What was the hardest part of putting together this event?

The hardest part was financing this project. Four months into planning the recession began to play its part. Finding sponsorships was not an easy task in that economic climate. The good thing was that we were reaching out to a variety of businesses: energy, environmental, fashion, entertainment, design, and even educational.

Luckily as we are a non-profit student organization in the University of Waterloo, and were able to benefit from endowment funds of the institution. However, that only goes a certain distance.

We focused on in-kind sponsorships instead, and at this moment, we are working on promotion to increase ticket sales.

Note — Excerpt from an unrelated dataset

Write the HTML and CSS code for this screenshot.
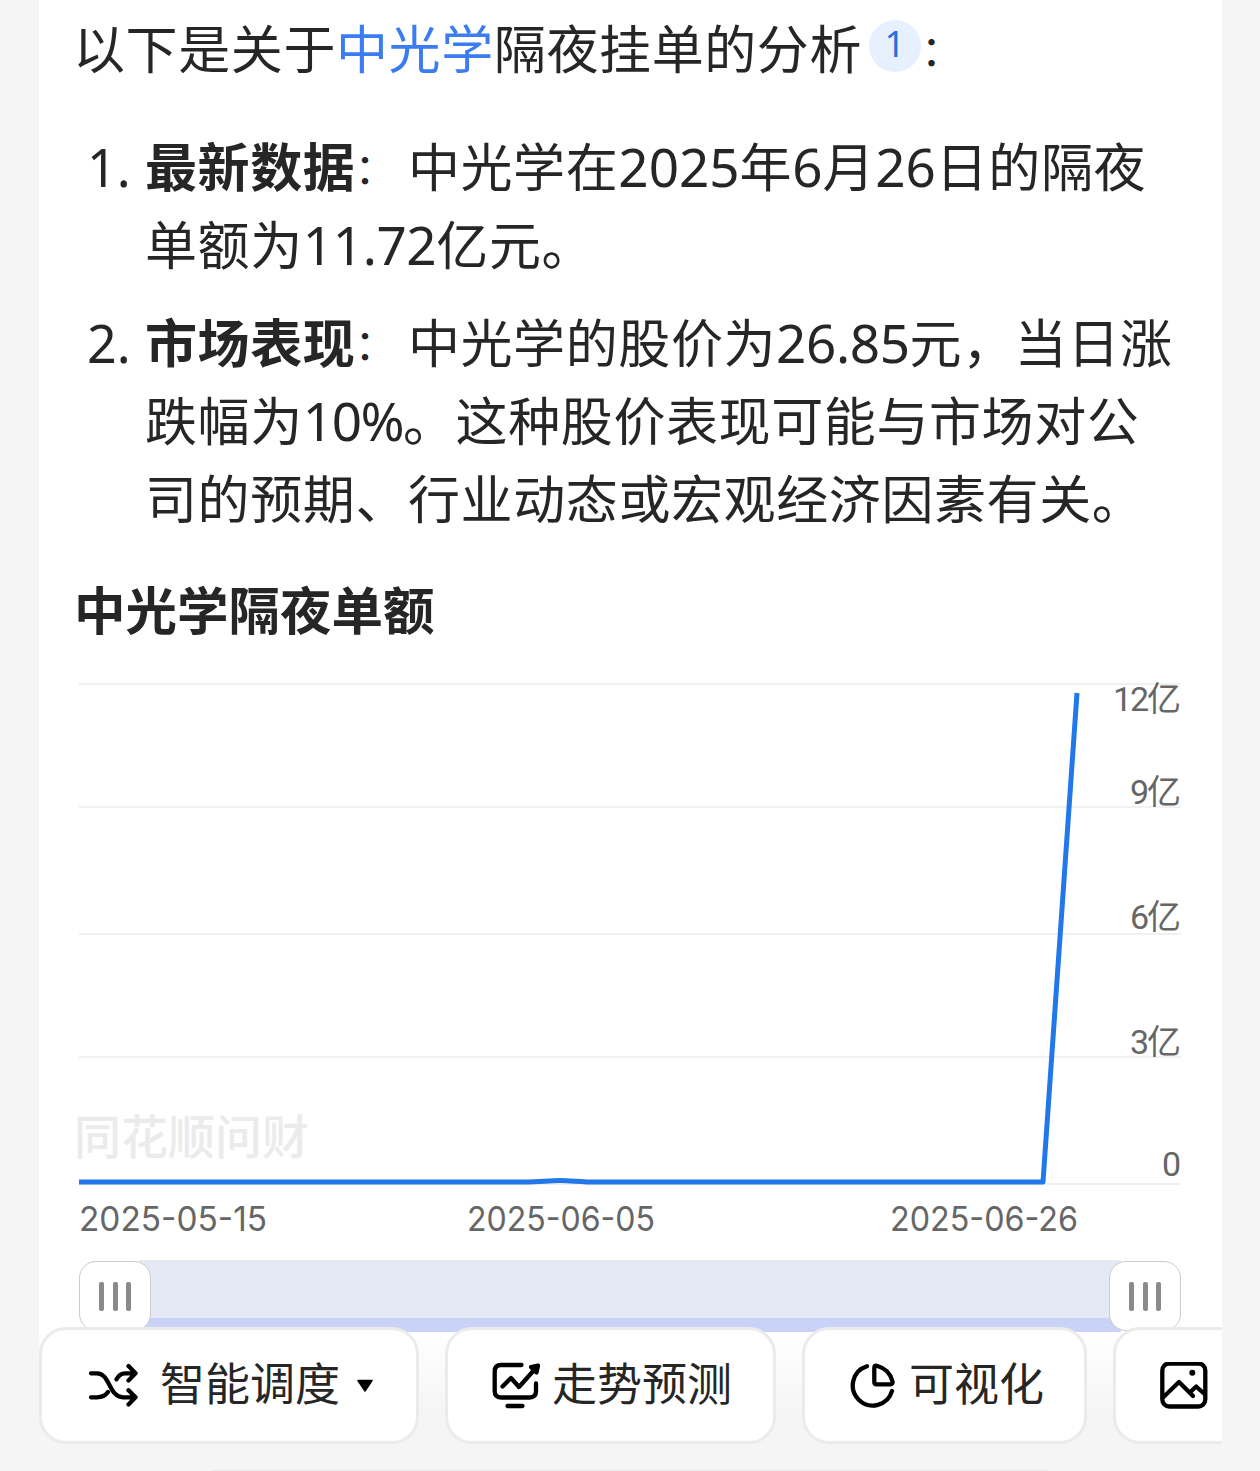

Do you have any best practices to share with other event planners who are throwing fashion-oriented events like this? Were there specific things you had to think about given the genre?

If this is your first time doing a fashion-oriented event, make sure you work with individuals who know this field. I am thankful for Kelly Drennan, founder of Fashion Takes Action, who has guided me in organizing this effectively by sharing her expertise.

Knowing the industry key players beforehand is also imperative in organizing your time more effectively. You’ll be able to know who to contact directly, rather than spending hours (or days) on the phone trying to find the appropriate person for marketing of public relations.

And most importantly, know how to adapt to the environment. Learn the language and what is the current mood of the industry. You may dress well because it’s fashion oriented, but you better hope what you speak matches the attire.